The first song I remember hearing
Johnny Cash – ‘Folsom Prison Blues’
“It’s something my mom and dad always had in their record collection and always played: it just feels like I’ve never not known that song. My dad worked on the railroad, and I always associate that song with his job.”
The first song I fell in love with
The Byrds – ‘Turn! Turn! Turn!’
“I remember hearing it and just thinking that it sounded like it had been made by celestial beings or something! An unbelievably fortunate thing in my life was that my older brothers, sister and aunt all had lots of records. By the time I was seven or eight-years-old, I had such a passion for records that they all ended up giving me theirs from the 1950s – I sort of inherited them. I listened to those records all day long, but especially this one.”
The first album I ever bought
Blondie – ‘Parallel Lines’
“I got it at a swap meet in Nogales, Mexico – it was on a kind of blanket outside a shop! [laughs] My sister lived in Arizona, and we drove down to visit; I think I was 11-years-old at the time. I borrowed money from my mom to buy a most-likely bootleg version of the album. I’d recently heard Blondie on one of the music TV shows [that was] on late at night on the weekends when I was kid.”
The first gig I went to
The Stray Cats
“It was at a place called Mississippi Nights in St. Louis, Missouri. I talked my brother into taking me and my friends. [The Stray Cats] really weren’t very well-known in the States yet, but they were doing well in England and Europe and I had their first album as an import at the time. Mississippi Nights was a pretty tiny place, and there were maybe 500 people crammed into a room. I remember they had their guitars in trash cans because they were stray cats [laughs].”
The song that reminds me of home
Mac Davis – ‘It’s Hard to Be Humble’
“My dad used to play it all the time; he was a really weird music consumer. He would basically listen to one song for months, until he found another [laughs]. He didn’t listen to albums: he would come home from work and just play one song over and over, and this was one of those. If you listen to this song on repeat like my dad did, it will drive you insane. But now I have a soft spot for it, and it makes me think of home when I was growing up.”
The song I wish I’d written
The Carter Family – ‘You Are My Sunshine’
“I don’t know where it’s from originally, but it’s just so elemental – it just seems like it’s always been there and we all know it, but none of us know where it’s really from. I think that’s kind of beautiful and eerie. There’s no author to colour it, there’s no feeling that it came from some other person, so it just feels like it was delivered to us from somewhere. It’s oddly bittersweet, and there’s a kind of Depression-era stoicism to it, too.”
The song I do at karaoke
Blondie – ‘Heart of Glass’
“I have never done karaoke and I don’t plan to, so I have no idea!. Maybe if I had to, maybe I do ‘Heart Of Glass’ from ‘Parallel Lines’. It’s about the only one on the album I think I could do!”

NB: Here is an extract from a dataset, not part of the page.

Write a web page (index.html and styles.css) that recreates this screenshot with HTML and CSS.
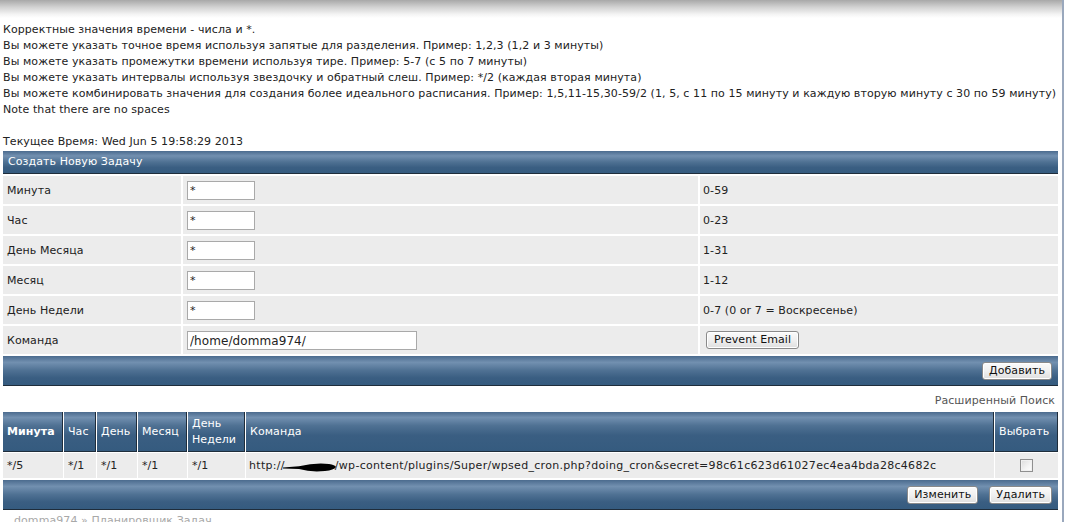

The song I can’t get out of my head
Alabaster dePlume – ‘Don’t Forget You’re Precious’
“It’s from his new record called ‘Gold’. The whole record keeps going through my head, but especially this one. I’m just charmed by the whole record, which I think is just really healing and beautiful. His poetry is wonderful: he has such a big heart and generosity of spirit.”
The song I can no longer listen to
Wilco – ‘Sky Blue Sky’
“It’s just one of those songs that I just feel like I could do so much better now [laughs]. I just can’t listen to it. I probably would be happy playing it if somebody in the band wanted to or we got a request, but as far as the recorded version goes, I won’t listen!”
The song I want played at my funeral
Duke Ellington – ‘I’m Beginning To See The Light’
“It’s a song that I always sang to my kids when they were little. I looked it up and somebody wrote that this is the song that plays in every minor character’s funeral in films and on television. That was the universe really putting me in my place [laughs].”
The song that makes me want to dance
Talking Heads – ‘I Zimbra’
“I wouldn’t call what I do ‘dancing’, ever [laughs]. But this song from the album ‘Fear Of Music’ is one that [makes me dance]. There’s just something really liberating about it. From what I understand about it, it’s a made-up language and was a way for David Byrne to break out of some writer’s block he was having – just by writing a nonsense syllable song. I’m not a confident dancer, but that song always feels like it’s fitting the spirit of some sort of childish freedom – a liberating sense that you should just move how you want to move.”